また、端末の増減にも柔軟に対応できるため、拡張性の高いネットワーク運用を実現できます。
人的ミスを防止できる
IPアドレスを手作業で設定する場合、数字の打ち間違いや割り当ての重複といったヒューマンエラーが起こりやすくなります。
小さなミスが原因で、通信障害やセキュリティリスクにつながるケースは少なくありません。
DHCPを利用すれば、アドレスの割り当てや関連情報の配布をすべて自動化できるため、人的ミスの発生を大幅に削減できます。
IPアドレスの設定や管理の手間が軽減される
ネットワークに新しい端末を追加するたびに、管理者が一台ずつIPアドレスを設定する作業は大きな負担になります。
特に社員の入社や端末の入れ替えが頻繁に発生する企業では、時間と労力がかかり過ぎるのが課題です。
DHCPを利用すれば、端末を接続するだけで自動的に必要な設定が行われるため、管理者は作業に関与せずとも運用が可能です。
また、不要になったIPアドレスは自動的に解放され、再利用できるため、IPアドレスの枯渇も防止できます。
DHCPのデメリット

DHCPを導入するデメリットは、以下のとおりです。
それぞれ詳しく解説します。
セキュリティリスクがある
DHCPは便利な仕組みですが、セキュリティ面でのリスクも存在します。代表的な脅威が「不正DHCPサーバー」の存在です。
攻撃者がネットワーク内に偽のDHCPサーバーを設置すると、正規のアドレスではなく偽の情報を端末に配布し、通信を盗聴したり、不正サイトへ誘導したりできます。(※DHCPスプーフィング)
対策としては、スイッチに搭載されている「DHCPスヌーピング機能」を有効化し、正規サーバーからの配布だけを許可する方法が有効です。

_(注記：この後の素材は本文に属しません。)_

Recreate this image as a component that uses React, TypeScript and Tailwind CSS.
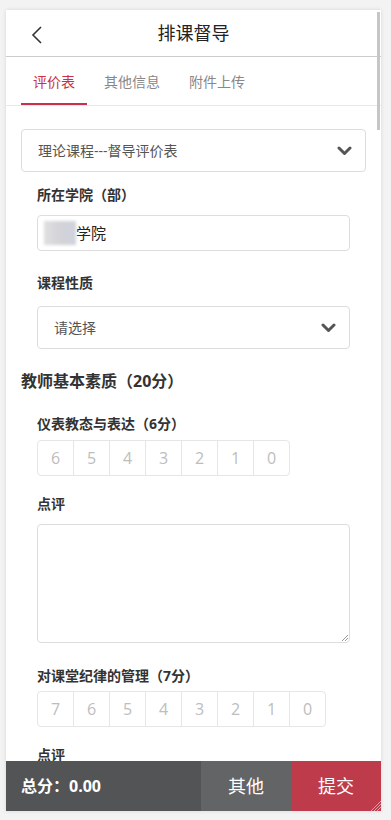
import React from "react";

const font = { fontFamily: '"Open Sans", "Noto Sans CJK SC", sans-serif' };

function Chevron() {
  return (
    <svg width="15" height="10" viewBox="0 0 15 10" className="shrink-0">
      <polyline points="2,2 7.5,7.5 13,2" fill="none" stroke="#555" strokeWidth="3" strokeLinecap="round" strokeLinejoin="round" />
    </svg>
  );
}

function Rating({ max }: { max: number }) {
  const nums = Array.from({ length: max + 1 }, (_, i) => max - i);
  return (
    <div className="mt-[6px] flex h-[36px] w-fit overflow-hidden rounded-[4px] border border-[#e6e6e6]">
      {nums.map((n, i) => (
        <div
          key={n}
          className={`flex items-center justify-center text-[16px] text-[#bdbdbd] ${i > 0 ? "w-[36px] border-l border-[#e6e6e6]" : "w-[35px]"}`}
        >
          {n}
        </div>
      ))}
    </div>
  );
}

function Label({ children, mt }: { children: React.ReactNode; mt: string }) {
  return <div className={`${mt} h-[20px] text-[14px] font-bold leading-[20px] text-[#333]`}>{children}</div>;
}

export default function App() {
  return (
    <div className="h-[820px] bg-[#f3f3f3] pt-[10px]" style={font}>
      <div className="relative ml-[6px] flex h-[801px] w-[375px] flex-col overflow-hidden bg-white shadow-[0_0_4px_rgba(0,0,0,0.12)]">
        {/* header */}
        <div className="relative flex h-[47px] shrink-0 items-center justify-center border-b border-[#cccccc]">
          <svg width="12" height="18" viewBox="0 0 12 18" className="absolute left-[25px] top-[16px]">
            <polyline points="10,1 2,9 10,17" fill="none" stroke="#333" strokeWidth="1.6" />
          </svg>
          <span className="text-[18px] text-[#222]">排课督导</span>
        </div>

        {/* tabs */}
        <div className="flex h-[49px] shrink-0 gap-[5px] border-b border-[#e8e8e8] pl-[15px]">
          <div className="flex items-center border-b-2 border-[#c9314a] px-3 pt-[2px] text-[14px] text-[#c9314a]">评价表</div>
          <div className="flex items-center px-3 text-[14px] text-[#888]">其他信息</div>
          <div className="flex items-center px-3 text-[14px] text-[#888]">附件上传</div>
        </div>

        {/* content */}
        <div className="flex-1 overflow-hidden px-[15px]">
          <div className="mt-[23px] flex h-[43px] items-center justify-between rounded-[4px] border border-[#dddddd] pl-[16px] pr-[13px] text-[14px] text-[#555]">
            <span>理论课程---督导评价表</span>
            <Chevron />
          </div>

          <div className="px-4">
            <Label mt="mt-[13px]">所在学院（部）</Label>
            <div className="mt-[10px] flex h-[36px] items-center rounded-[4px] border border-[#dddddd] pl-[6px]">
              <div className="h-[24px] w-[32px] bg-gradient-to-r from-[#e0e0e0] via-[#d3d3d8] to-[#cfd3dc] blur-[1.5px]" />
              <span className="text-[15px] text-[#222]">学院</span>
            </div>

            <Label mt="mt-[22px]">课程性质</Label>
            <div className="mt-[13px] flex h-[43px] items-center justify-between rounded-[4px] border border-[#dddddd] pl-[16px] pr-[13px] text-[14px] text-[#555]">
              <span>请选择</span>
              <Chevron />
            </div>
          </div>

          <div className="mt-[21px] h-[22px] text-[16px] font-bold leading-[22px] text-[#333]">教师基本素质（20分）</div>

          <div className="px-4">
            <Label mt="mt-[22px]">仪表教态与表达（6分）</Label>
            <Rating max={6} />

            <Label mt="mt-[18px]">点评</Label>
            <div className="relative mt-[10px] h-[119px] rounded-[4px] border border-[#dddddd]">
              <svg width="7" height="7" viewBox="0 0 7 7" className="absolute bottom-[1px] right-[1px]">
                <line x1="1" y1="7" x2="7" y2="1" stroke="#999" strokeWidth="1" />
                <line x1="4" y1="7" x2="7" y2="4" stroke="#999" strokeWidth="1" />
              </svg>
            </div>

            <Label mt="mt-[23px]">对课堂纪律的管理（7分）</Label>
            <div className="-mt-[1px]">
              <Rating max={7} />
            </div>

            <Label mt="mt-[18px]">点评</Label>
          </div>
        </div>

        {/* footer */}
        <div className="absolute bottom-0 left-0 flex h-[50px] w-full text-white">
          <div className="flex w-[195px] items-center bg-[#535456] pl-[15px] text-[16px] font-bold">总分：0.00</div>
          <div className="flex w-[90px] items-center justify-center bg-[#636466] text-[18px]">其他</div>
          <div className="relative flex w-[90px] items-center justify-center bg-[#bd3b4b] text-[18px]">
            提交
            <svg width="12" height="12" viewBox="0 0 12 12" className="absolute bottom-0 right-0">
              <line x1="2" y1="12" x2="12" y2="2" stroke="#d9a0a8" strokeWidth="1" />
              <line x1="5" y1="12" x2="12" y2="5" stroke="#d9a0a8" strokeWidth="1" />
              <line x1="8" y1="12" x2="12" y2="8" stroke="#d9a0a8" strokeWidth="1" />
            </svg>
          </div>
        </div>

        {/* scrollbar thumb */}
        <div className="absolute right-[1px] top-[2px] h-[118px] w-[3px] bg-[#c6c6c6]" />
      </div>
    </div>
  );
}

このように、DHCPは利便性が高い一方でリスクも大きいため、適切なセキュリティ対策を講じることが重要です。
障害が起きると通信できなくなる可能性がある
DHCPはネットワーク全体のIPアドレス配布を一元的に担うため、サーバーに障害が発生すると新しい端末がアドレスを取得できず、通信ができなくなるリスクがあります。

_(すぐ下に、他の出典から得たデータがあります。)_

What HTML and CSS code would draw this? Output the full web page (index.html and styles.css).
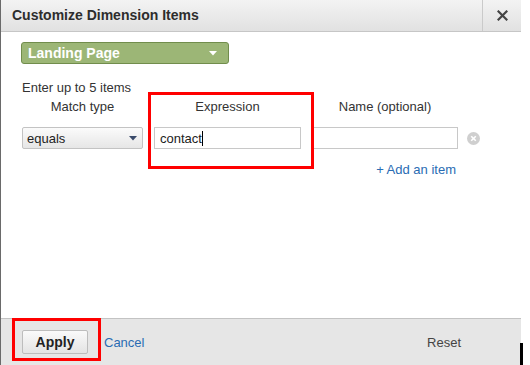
FILE: index.html
```html
<!DOCTYPE html>
<html>
<head>
<meta charset="utf-8">
<link rel="stylesheet" href="styles.css">
</head>
<body>
<div class="dialog">
  <div class="header">
    <div class="title">Customize Dimension Items</div>
    <div class="close">
      <svg width="11" height="11" viewBox="0 0 11 11"><path d="M1.5 1.5 L9.5 9.5 M9.5 1.5 L1.5 9.5" stroke="#444" stroke-width="2.2" stroke-linecap="square"/></svg>
    </div>
  </div>
  <div class="body">
    <div class="dim-btn">
      <span>Landing Page</span>
      <svg width="8" height="5" viewBox="0 0 8 5"><path d="M0 0 H8 L4 4.5 Z" fill="#fff"/></svg>
    </div>
    <div class="hint">Enter up to 5 items</div>
    <div class="grid">
      <div class="label">Match type</div>
      <div class="label">Expression</div>
      <div class="label">Name (optional)</div>
      <div></div>
      <div class="select"><span>equals</span><svg width="8" height="5" viewBox="0 0 8 5"><path d="M0 0 H8 L4 4.5 Z" fill="#3a4a6a"/></svg></div>
      <div class="input"><span>contact</span><span class="caret"></span></div>
      <div class="input"></div>
      <div class="remove"><svg width="13" height="13" viewBox="0 0 13 13"><circle cx="6.5" cy="6.5" r="6.5" fill="#cfcfcf"/><path d="M4.2 4.2 L8.8 8.8 M8.8 4.2 L4.2 8.8" stroke="#fff" stroke-width="1.6"/></svg></div>
    </div>
    <div class="add-row"><span class="add">+ Add an item</span></div>
  </div>
  <div class="footer">
    <button class="apply">Apply</button>
    <span class="cancel">Cancel</span>
    <span class="reset">Reset</span>
  </div>
  <div class="mark mark-expr"></div>
  <div class="mark mark-apply"></div>
</div>
<div class="edge"></div>
</body>
</html>
```
FILE: styles.css
```css
html, body {
  margin: 0;
  padding: 0;
  background: #fff;
  width: 530px;
  height: 365px;
  overflow: hidden;
  font-family: "Liberation Sans", Arial, sans-serif;
  color: #333;
}
.dialog {
  position: relative;
  width: 520px;
  height: 365px;
  border-left: 1px solid #6a6a6a;
  display: flex;
  flex-direction: column;
  background: #fff;
}
.header {
  height: 31px;
  border-bottom: 1px solid #c6c6c6;
  background: linear-gradient(#f3f3f3, #e1e1e1);
  display: flex;
  align-items: stretch;
}
.title {
  flex: 1;
  padding-left: 11px;
  font-size: 14px;
  font-weight: bold;
  color: #2d2d2d;
  line-height: 31px;
}
.close {
  width: 38px;
  border-left: 1px solid #cacaca;
  display: flex;
  align-items: center;
  justify-content: center;
}
.body {
  flex: 1;
  padding: 10px 0 0 20px;
}
.dim-btn {
  box-sizing: border-box;
  width: 208px;
  height: 22px;
  background: #9cb676;
  border: 1px solid #718d4c;
  border-radius: 3px;
  display: flex;
  align-items: center;
  justify-content: space-between;
  padding: 0 11px 0 6px;
  color: #fff;
  font-weight: bold;
  font-size: 14px;
}
.hint {
  margin-top: 16px;
  margin-left: 1px;
  font-size: 13px;
  line-height: 15px;
}
.grid {
  display: grid;
  grid-template-columns: 121px 147px 146px 22px;
  column-gap: 11px;
  margin-left: 1px;
  margin-top: 4px;
  row-gap: 13px;
}
.grid .label {
  text-align: center;
  font-size: 13px;
  line-height: 15px;
}
.select {
  box-sizing: border-box;
  height: 22px;
  border: 1px solid #c3c3c3;
  border-radius: 2px;
  background: linear-gradient(#fbfbfb, #e6e6e6);
  display: flex;
  align-items: center;
  justify-content: space-between;
  padding: 0 5px 0 4px;
  font-size: 13px;
  color: #222;
}
.input {
  box-sizing: border-box;
  height: 22px;
  border: 1px solid #c8c8c8;
  background: #fff;
  display: flex;
  align-items: center;
  padding-left: 5px;
  font-size: 13px;
  color: #222;
}
.caret {
  display: inline-block;
  width: 1px;
  height: 15px;
  background: #000;
}
.remove {
  display: flex;
  align-items: center;
  padding-left: 3px;
  margin-left: -5px;
}
.add-row {
  display: flex;
  justify-content: flex-end;
  width: 435px;
  margin-top: 13px;
}
.add {
  color: #2a6cb3;
  font-size: 13px;
}
.footer {
  height: 46px;
  border-top: 1px solid #c3c3c3;
  background: #e6e6e6;
  display: flex;
  align-items: center;
  padding-left: 21px;
}
.apply {
  width: 66px;
  height: 24px;
  margin: 0;
  padding: 0;
  border: 1px solid #bdbdbd;
  border-radius: 2px;
  background: linear-gradient(#fafafa, #e4e4e4);
  font-family: "Liberation Sans", Arial, sans-serif;
  font-weight: bold;
  font-size: 14px;
  color: #222;
}
.cancel {
  margin-left: 16px;
  color: #2a6cb3;
  font-size: 13px;
}
.reset {
  margin-left: auto;
  margin-right: 60px;
  font-size: 13px;
  color: #444;
}
.mark {
  position: absolute;
  border: 3px solid #ff0000;
  box-sizing: border-box;
}
.mark-expr {
  left: 147px;
  top: 92px;
  width: 166px;
  height: 77px;
}
.mark-apply {
  left: 11px;
  top: 318px;
  width: 89px;
  height: 43px;
}
.edge {
  position: absolute;
  left: 520px;
  top: 343px;
  width: 3px;
  height: 22px;
  background: #000;
}
```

業務でネットワークが使えなくなると、大きな支障が生じてしまうため、DHCPサーバーを冗長化したり、障害を防止する対策を日常的に講じたりしておくことが重要です。
固定IPアドレスと競合することがある
ネットワーク機器やサーバーには、安定運用のために固定IPアドレスを割り当てることが一般的です。
しかしDHCPの割り当て範囲(スコープ)を正しく設定していない場合、固定IPアドレスと自動配布されたアドレスが重複するリスクがあります。

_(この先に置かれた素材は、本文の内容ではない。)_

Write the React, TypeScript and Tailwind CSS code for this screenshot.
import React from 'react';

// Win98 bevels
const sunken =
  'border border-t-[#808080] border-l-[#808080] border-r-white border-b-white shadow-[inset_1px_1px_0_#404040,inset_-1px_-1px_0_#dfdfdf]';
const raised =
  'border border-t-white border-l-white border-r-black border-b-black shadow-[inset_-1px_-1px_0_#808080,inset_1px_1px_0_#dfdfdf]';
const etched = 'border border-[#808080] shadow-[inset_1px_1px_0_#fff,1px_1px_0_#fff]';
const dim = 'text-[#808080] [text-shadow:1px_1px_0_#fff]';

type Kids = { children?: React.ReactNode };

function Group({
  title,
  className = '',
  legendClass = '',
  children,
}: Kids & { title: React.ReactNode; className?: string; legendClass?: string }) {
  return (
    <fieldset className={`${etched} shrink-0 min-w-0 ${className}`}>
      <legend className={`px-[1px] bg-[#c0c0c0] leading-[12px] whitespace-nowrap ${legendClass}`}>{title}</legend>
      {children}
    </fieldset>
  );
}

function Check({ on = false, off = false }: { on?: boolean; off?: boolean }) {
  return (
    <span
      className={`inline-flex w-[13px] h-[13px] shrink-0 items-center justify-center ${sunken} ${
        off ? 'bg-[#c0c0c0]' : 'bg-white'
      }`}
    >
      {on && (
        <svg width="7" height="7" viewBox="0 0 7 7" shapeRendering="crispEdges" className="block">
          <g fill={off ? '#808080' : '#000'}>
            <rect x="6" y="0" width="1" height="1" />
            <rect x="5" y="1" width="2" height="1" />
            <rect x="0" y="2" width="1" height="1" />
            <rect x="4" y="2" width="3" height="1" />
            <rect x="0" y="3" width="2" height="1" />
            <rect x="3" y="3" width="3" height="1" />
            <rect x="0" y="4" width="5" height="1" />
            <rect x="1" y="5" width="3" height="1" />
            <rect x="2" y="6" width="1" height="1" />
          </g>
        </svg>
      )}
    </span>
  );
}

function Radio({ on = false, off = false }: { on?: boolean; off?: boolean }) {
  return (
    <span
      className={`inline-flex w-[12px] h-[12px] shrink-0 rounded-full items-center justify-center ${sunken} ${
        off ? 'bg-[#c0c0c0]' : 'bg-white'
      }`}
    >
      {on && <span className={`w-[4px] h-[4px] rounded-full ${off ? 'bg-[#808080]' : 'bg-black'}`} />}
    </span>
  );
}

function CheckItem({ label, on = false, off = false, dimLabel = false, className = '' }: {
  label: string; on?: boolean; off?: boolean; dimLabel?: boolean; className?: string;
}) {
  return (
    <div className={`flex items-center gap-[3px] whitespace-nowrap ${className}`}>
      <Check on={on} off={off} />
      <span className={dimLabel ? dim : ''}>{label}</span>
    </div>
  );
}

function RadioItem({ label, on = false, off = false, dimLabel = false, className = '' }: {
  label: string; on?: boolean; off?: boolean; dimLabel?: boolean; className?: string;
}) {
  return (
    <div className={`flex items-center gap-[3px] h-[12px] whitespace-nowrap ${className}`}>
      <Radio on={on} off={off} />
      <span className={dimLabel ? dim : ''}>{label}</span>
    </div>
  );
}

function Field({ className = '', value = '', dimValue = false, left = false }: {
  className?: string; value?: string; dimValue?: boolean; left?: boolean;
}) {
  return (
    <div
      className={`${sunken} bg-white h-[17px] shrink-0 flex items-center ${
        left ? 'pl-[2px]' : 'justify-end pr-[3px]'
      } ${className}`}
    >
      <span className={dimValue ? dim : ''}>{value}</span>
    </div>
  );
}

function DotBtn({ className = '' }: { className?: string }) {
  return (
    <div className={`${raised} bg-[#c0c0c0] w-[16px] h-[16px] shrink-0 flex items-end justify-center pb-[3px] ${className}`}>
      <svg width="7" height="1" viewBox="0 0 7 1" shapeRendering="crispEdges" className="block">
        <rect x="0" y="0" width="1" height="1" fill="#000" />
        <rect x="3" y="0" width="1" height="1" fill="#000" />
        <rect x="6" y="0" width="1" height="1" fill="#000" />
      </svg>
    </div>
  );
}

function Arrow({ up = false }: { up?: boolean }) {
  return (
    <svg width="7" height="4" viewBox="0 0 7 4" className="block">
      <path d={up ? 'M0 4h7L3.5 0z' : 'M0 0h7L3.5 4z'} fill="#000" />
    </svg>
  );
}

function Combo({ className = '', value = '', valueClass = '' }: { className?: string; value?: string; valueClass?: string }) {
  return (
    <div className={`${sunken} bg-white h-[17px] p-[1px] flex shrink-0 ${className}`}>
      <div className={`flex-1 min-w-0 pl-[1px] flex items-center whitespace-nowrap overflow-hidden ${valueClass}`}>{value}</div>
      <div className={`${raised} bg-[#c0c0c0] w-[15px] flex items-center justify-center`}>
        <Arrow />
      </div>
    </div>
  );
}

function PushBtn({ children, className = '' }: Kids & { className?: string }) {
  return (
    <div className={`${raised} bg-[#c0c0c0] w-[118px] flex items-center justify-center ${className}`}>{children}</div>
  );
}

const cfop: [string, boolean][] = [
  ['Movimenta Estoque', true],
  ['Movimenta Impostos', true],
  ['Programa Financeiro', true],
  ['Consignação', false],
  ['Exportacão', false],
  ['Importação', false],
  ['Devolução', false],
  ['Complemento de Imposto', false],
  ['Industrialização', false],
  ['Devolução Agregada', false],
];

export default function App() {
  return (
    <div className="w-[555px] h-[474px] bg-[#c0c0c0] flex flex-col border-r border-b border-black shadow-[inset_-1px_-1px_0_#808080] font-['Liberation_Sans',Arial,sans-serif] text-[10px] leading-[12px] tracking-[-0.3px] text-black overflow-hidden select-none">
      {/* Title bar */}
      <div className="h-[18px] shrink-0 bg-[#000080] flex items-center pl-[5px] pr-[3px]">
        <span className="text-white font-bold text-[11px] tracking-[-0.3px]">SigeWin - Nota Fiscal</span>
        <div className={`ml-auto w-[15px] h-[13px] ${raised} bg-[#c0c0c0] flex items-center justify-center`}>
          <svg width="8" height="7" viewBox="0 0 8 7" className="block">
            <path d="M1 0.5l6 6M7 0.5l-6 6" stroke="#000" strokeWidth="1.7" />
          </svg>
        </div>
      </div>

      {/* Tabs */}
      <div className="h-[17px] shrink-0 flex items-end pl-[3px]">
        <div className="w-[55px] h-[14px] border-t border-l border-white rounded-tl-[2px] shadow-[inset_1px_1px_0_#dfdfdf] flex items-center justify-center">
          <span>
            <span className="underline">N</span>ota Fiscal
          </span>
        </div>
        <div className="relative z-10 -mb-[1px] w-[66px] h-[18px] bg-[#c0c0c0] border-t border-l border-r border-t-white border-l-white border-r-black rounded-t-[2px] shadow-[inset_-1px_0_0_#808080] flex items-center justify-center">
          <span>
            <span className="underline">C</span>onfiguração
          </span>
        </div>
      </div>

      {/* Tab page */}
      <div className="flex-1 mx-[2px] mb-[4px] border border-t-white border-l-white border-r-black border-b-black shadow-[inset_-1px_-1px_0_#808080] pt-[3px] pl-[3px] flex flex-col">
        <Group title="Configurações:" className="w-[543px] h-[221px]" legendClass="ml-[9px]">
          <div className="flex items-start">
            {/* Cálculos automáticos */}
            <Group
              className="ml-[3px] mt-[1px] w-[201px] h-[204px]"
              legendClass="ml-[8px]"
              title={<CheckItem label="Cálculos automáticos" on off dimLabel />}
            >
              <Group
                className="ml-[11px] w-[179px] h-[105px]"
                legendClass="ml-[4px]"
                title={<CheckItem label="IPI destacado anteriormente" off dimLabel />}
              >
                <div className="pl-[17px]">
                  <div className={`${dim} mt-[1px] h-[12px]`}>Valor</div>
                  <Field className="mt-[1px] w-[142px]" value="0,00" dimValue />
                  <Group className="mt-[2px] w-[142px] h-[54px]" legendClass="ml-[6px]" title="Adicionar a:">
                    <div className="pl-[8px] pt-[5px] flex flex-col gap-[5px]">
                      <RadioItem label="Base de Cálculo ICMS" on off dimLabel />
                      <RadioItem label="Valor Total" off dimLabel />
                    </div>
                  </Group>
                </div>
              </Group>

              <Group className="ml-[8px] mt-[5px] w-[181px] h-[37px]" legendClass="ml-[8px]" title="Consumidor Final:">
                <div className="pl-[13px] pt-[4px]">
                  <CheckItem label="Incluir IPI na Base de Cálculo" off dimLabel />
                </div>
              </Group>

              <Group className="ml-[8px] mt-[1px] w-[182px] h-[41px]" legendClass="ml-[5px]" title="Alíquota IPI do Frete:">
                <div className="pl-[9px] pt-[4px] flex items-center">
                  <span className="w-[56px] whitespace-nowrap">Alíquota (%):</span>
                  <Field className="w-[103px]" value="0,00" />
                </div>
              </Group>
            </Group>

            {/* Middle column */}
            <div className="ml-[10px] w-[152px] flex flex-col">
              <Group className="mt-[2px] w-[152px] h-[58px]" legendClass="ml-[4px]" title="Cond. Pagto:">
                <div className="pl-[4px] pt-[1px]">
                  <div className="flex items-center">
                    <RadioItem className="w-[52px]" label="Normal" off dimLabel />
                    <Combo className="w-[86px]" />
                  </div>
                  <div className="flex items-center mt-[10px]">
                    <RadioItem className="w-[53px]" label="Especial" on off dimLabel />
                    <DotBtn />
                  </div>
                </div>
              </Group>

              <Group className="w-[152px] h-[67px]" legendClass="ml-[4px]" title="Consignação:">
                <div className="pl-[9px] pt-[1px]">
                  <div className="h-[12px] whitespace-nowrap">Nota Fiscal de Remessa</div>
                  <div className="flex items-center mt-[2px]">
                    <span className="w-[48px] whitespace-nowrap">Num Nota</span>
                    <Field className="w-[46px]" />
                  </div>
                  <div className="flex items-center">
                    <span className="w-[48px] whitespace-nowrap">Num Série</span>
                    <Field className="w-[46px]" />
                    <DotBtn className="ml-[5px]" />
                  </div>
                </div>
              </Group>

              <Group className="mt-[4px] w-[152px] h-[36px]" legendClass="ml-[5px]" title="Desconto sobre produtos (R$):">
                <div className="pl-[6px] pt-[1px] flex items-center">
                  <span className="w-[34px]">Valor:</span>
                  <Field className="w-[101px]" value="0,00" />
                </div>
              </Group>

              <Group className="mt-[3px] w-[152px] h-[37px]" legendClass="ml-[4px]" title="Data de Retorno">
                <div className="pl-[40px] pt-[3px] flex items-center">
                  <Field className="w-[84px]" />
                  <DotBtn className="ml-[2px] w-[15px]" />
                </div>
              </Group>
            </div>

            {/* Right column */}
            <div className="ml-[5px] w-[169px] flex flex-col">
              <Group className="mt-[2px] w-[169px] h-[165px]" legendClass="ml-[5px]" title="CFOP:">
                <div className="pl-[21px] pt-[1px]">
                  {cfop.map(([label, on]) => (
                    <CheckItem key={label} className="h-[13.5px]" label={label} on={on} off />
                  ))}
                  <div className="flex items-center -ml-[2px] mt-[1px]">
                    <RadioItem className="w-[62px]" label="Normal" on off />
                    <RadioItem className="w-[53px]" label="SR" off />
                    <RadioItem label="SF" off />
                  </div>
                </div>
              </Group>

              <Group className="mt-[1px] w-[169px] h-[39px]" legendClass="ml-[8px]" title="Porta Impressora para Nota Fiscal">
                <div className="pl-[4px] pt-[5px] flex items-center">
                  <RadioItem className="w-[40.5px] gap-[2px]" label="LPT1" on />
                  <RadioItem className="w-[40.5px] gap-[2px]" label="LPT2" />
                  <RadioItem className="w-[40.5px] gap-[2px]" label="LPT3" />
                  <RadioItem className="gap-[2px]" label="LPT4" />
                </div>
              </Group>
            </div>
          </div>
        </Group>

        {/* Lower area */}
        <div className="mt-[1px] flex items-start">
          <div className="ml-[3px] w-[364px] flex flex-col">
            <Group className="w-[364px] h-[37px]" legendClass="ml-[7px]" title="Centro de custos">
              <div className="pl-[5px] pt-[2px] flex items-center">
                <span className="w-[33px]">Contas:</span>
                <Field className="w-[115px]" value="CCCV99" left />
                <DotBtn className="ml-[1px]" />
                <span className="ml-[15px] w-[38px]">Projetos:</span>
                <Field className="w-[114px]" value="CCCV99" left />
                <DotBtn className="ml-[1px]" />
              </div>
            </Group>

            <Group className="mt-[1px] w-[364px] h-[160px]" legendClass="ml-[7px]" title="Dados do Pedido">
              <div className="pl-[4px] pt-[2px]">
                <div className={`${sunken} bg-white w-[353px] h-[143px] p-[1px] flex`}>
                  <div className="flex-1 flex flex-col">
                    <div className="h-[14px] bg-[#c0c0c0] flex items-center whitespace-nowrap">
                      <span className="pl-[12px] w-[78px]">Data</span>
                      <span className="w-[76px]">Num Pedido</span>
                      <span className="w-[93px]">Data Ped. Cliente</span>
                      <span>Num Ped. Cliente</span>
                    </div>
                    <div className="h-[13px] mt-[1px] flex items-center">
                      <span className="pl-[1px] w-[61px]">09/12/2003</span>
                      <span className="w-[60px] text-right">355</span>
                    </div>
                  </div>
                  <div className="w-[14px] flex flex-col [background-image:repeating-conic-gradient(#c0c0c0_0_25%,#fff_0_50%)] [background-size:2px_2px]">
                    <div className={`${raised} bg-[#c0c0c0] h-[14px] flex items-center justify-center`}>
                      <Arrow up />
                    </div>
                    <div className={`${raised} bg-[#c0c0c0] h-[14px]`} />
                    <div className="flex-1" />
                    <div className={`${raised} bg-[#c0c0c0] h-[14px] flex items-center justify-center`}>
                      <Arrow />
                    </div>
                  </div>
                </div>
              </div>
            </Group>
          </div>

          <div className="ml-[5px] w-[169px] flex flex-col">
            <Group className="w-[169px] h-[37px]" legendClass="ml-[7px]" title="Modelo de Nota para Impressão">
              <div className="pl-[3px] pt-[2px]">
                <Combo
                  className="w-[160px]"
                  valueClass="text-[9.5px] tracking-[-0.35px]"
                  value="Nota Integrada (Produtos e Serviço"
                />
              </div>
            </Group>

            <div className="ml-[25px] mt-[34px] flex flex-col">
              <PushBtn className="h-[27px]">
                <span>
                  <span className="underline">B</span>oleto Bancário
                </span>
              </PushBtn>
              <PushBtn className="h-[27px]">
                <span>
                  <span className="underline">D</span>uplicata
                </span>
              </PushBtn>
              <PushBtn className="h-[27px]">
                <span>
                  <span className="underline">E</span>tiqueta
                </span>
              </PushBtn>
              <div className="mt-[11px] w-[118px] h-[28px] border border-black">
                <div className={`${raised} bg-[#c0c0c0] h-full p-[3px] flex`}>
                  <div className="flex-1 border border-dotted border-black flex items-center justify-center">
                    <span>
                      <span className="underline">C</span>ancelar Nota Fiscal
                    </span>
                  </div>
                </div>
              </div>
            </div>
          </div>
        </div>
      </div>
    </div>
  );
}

競合が発生すると、通信が不安定になったり接続不能になったりするといった障害が起きかねません。
対策としては、DHCPサーバーのスコープから固定アドレスに使う範囲を除外することが基本です。
DHCPを利用する際に必要な準備

DHCPを利用するためには、以下の準備が必要になります。
DHCPサーバーの構築
DHCPを利用するには、ネットワーク上にIPアドレスを配布する役割を担う「DHCPサーバー」を用意する必要があります。
小規模なオフィスや家庭の場合は、ルーターに標準でDHCP機能が搭載されています。一方で、数百台以上の端末を扱う大規模環境では、専用のサーバーを構築して管理するケースが多いです。
DHCPクライアントの設定
DHCPを利用するためには、端末側でIPアドレスの自動取得設定を有効にする必要があります。
Windowsではネットワークアダプターのプロパティから、MacやLinuxではネットワーク設定画面から切り替えが可能です。
設定を有効にすると、端末は起動時にDHCPサーバーへリクエストを送り、サーバーから割り当てられたIPアドレスやサブネットマスク、DNS情報を自動的に受け取ります。
DHCPに関するよくある質問
IPアドレスの確認方法は?
DHCPによって割り当てられたIPアドレスは、端末側で簡単に確認できます。
Windowsではコマンドプロンプトを開き「ipconfig」と入力すると、現在利用中のIPアドレスやサブネットマスク、デフォルトゲートウェイが表示されます。
Macの場合は「システム環境設定」→「ネットワーク」から、Linuxでは「ifconfig」や「ip addr」で確認可能です。
固定IPアドレスを割り当てたい場合はどうすれば良い?
固定IPアドレスを割り当てたい場合は、DHCPの割り当て範囲から除外します。
除外後に、プリンターなど固定IPが必要な機器に手動で設定をおこないます。
割り振られたIPアドレスは変更できない?
DHCPによって割り振られたIPアドレスは、一定期間が経過すると別のIPアドレスが割り当てられる仕組みです。
しかし、IPアドレスが変更されると不都合が発生するケースも少なくないため、可能な限り同じIPアドレスが割り振られるようになっています。
DHCPサーバーは複数運用できる?
ひとつのネットワークには基本的にひとつのDHCPのみしか運用できません。
複数のDHCPサーバーが存在していると、IPアドレスの重複などの不具合が発生し、業務の停滞につながる可能性があります。
DHCPサーバーの機能がある機器を設置する場合は、最上位のサーバーのDHCPのみ有効化し、ほかは無効にする必要があります。
まとめ | DHCPはIPアドレス管理を自動化しネットワーク運用を効率化する仕組み
DHCPは、IPアドレスや関連情報を自動で割り振る仕組みとして、ネットワーク運用における必須技術となっています。
手作業での設定を不要にし、管理工数や人的ミスを大幅に削減できる点は大きな魅力です。特に端末数が多い企業ネットワークでは、効率化や安定運用に直結します。
一方で、不正サーバーによるセキュリティリスクや障害発生時の影響といった課題もあるため、冗長化やセキュリティ設定を組み合わせることが重要です。